Records:
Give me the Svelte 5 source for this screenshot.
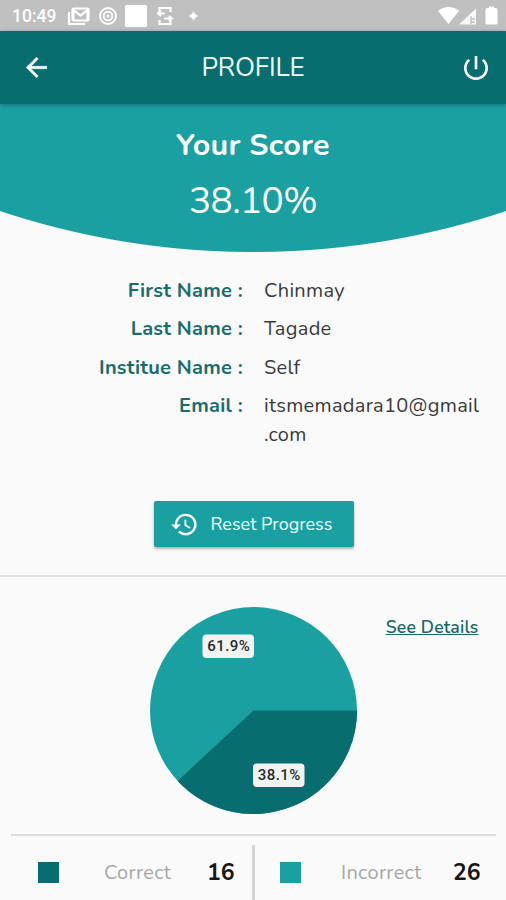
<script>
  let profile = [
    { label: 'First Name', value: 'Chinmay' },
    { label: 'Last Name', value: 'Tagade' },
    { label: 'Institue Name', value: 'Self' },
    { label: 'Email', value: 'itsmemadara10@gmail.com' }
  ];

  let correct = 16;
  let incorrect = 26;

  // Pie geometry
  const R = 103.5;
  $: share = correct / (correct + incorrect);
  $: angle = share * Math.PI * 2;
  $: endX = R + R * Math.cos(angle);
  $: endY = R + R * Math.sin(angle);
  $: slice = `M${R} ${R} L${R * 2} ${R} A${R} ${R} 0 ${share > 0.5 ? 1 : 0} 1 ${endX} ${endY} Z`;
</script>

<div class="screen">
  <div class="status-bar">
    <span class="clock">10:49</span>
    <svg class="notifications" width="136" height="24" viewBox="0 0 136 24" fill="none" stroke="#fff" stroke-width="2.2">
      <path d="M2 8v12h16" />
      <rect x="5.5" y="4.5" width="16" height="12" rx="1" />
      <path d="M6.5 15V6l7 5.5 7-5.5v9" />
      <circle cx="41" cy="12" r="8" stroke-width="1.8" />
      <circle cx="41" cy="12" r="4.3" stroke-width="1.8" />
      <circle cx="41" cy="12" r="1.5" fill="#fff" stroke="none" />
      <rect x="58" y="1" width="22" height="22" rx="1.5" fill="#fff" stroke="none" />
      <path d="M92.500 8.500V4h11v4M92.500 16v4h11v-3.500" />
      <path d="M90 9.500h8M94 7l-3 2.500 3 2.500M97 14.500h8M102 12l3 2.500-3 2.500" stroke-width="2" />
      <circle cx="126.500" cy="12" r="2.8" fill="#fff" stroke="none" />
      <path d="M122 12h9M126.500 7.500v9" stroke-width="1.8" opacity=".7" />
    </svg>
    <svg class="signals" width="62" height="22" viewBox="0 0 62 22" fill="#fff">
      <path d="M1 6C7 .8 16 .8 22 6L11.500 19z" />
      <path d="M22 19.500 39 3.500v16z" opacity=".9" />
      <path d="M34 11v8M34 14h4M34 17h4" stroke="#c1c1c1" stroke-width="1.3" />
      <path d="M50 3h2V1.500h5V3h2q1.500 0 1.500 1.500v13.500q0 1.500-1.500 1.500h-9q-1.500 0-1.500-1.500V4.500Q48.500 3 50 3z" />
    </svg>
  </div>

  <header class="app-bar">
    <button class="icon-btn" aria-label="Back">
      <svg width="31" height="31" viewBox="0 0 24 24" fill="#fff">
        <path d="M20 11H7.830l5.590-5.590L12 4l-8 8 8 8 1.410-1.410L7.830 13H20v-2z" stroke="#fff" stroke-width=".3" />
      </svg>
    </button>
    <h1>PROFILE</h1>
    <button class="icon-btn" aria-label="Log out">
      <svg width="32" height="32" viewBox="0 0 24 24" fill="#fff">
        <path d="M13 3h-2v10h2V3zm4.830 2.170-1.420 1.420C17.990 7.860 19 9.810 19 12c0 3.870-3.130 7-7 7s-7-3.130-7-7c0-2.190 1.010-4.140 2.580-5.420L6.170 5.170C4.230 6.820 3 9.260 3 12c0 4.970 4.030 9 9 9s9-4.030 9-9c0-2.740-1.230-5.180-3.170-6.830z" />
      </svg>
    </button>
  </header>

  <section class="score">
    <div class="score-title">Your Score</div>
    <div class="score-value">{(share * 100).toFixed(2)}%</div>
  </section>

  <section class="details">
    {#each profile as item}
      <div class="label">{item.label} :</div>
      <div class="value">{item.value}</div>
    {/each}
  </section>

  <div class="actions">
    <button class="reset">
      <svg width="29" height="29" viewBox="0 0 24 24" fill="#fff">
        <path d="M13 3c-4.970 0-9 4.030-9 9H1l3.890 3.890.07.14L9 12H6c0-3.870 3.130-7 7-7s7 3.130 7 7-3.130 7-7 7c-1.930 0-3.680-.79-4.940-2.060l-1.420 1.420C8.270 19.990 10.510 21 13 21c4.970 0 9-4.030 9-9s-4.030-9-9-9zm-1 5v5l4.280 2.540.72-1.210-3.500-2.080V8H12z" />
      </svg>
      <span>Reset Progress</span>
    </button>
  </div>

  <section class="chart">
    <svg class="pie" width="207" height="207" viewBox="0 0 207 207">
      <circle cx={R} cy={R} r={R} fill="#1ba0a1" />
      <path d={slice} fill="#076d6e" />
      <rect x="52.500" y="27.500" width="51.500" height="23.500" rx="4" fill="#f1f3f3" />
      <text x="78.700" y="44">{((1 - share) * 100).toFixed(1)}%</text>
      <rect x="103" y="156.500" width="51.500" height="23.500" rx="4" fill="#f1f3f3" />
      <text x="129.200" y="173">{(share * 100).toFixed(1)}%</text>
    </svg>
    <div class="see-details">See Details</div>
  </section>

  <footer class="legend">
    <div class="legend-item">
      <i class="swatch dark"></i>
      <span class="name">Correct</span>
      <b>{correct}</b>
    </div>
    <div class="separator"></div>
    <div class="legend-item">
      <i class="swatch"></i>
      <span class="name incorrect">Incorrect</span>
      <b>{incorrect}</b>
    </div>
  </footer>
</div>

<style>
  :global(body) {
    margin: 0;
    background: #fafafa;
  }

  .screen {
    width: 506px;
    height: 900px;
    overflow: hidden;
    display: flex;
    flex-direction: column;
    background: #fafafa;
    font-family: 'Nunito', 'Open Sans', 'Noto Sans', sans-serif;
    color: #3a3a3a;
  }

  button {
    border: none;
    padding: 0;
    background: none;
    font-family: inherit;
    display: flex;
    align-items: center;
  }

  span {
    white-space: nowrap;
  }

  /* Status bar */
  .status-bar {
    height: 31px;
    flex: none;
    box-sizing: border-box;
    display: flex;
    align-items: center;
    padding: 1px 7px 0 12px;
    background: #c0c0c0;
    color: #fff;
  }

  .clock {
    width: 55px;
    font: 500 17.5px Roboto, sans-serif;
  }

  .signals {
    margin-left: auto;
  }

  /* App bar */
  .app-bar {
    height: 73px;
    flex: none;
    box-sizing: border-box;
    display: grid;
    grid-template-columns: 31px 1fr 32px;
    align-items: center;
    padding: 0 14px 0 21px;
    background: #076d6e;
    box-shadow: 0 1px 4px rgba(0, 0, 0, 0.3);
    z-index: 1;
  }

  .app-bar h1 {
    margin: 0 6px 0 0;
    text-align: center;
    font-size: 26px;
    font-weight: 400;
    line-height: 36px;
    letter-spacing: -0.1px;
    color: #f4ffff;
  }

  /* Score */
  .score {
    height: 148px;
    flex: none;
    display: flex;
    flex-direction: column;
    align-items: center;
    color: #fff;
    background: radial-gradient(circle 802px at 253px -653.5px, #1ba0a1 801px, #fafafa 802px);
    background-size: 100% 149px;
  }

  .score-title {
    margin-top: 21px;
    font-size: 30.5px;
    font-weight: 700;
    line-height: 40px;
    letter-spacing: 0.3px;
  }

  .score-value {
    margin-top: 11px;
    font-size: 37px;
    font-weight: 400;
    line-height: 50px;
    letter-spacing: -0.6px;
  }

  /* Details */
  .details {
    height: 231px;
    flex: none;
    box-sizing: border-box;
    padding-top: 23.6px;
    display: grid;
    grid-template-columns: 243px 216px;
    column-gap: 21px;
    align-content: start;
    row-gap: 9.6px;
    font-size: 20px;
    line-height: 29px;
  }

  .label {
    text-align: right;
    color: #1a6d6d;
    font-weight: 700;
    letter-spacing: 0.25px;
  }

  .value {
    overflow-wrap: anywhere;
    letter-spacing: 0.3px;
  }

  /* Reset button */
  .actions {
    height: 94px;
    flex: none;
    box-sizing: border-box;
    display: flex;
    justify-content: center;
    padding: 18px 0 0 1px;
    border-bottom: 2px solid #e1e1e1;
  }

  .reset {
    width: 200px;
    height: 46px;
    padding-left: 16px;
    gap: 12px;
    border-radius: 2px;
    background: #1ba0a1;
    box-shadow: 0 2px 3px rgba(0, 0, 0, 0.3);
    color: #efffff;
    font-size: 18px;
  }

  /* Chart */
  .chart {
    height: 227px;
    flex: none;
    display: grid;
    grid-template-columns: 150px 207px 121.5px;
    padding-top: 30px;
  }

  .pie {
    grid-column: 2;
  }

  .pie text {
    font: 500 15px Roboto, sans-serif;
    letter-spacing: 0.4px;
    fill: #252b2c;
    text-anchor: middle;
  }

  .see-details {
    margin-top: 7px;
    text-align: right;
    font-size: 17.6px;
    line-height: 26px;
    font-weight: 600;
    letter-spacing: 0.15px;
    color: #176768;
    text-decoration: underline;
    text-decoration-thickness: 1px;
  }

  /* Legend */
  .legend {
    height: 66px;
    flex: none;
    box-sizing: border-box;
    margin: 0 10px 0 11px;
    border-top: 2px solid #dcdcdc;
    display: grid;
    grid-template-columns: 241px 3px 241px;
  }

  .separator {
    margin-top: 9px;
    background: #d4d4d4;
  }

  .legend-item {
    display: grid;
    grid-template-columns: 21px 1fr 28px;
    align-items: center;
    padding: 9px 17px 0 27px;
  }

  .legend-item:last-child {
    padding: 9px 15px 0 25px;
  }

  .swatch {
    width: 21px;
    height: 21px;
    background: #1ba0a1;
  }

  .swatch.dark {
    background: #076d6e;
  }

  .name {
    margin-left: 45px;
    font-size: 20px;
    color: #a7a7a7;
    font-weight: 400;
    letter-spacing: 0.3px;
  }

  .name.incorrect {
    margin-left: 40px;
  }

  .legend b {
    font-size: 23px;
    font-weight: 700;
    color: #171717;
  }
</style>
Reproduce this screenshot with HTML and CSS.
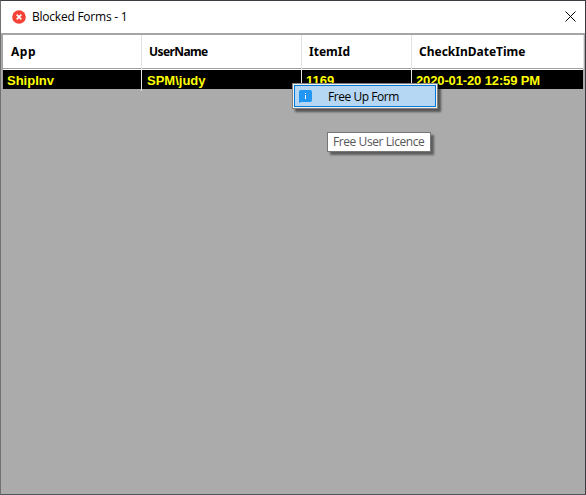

Task: Restate the material word for word from its first line through the line containing "let incorrect = 26;", both included; the pictures do not belong in it.

Output:
Give me the Svelte 5 source for this screenshot.
<script>
  let profile = [
    { label: 'First Name', value: 'Chinmay' },
    { label: 'Last Name', value: 'Tagade' },
    { label: 'Institue Name', value: 'Self' },
    { label: 'Email', value: 'itsmemadara10@gmail.com' }
  ];

  let correct = 16;
  let incorrect = 26;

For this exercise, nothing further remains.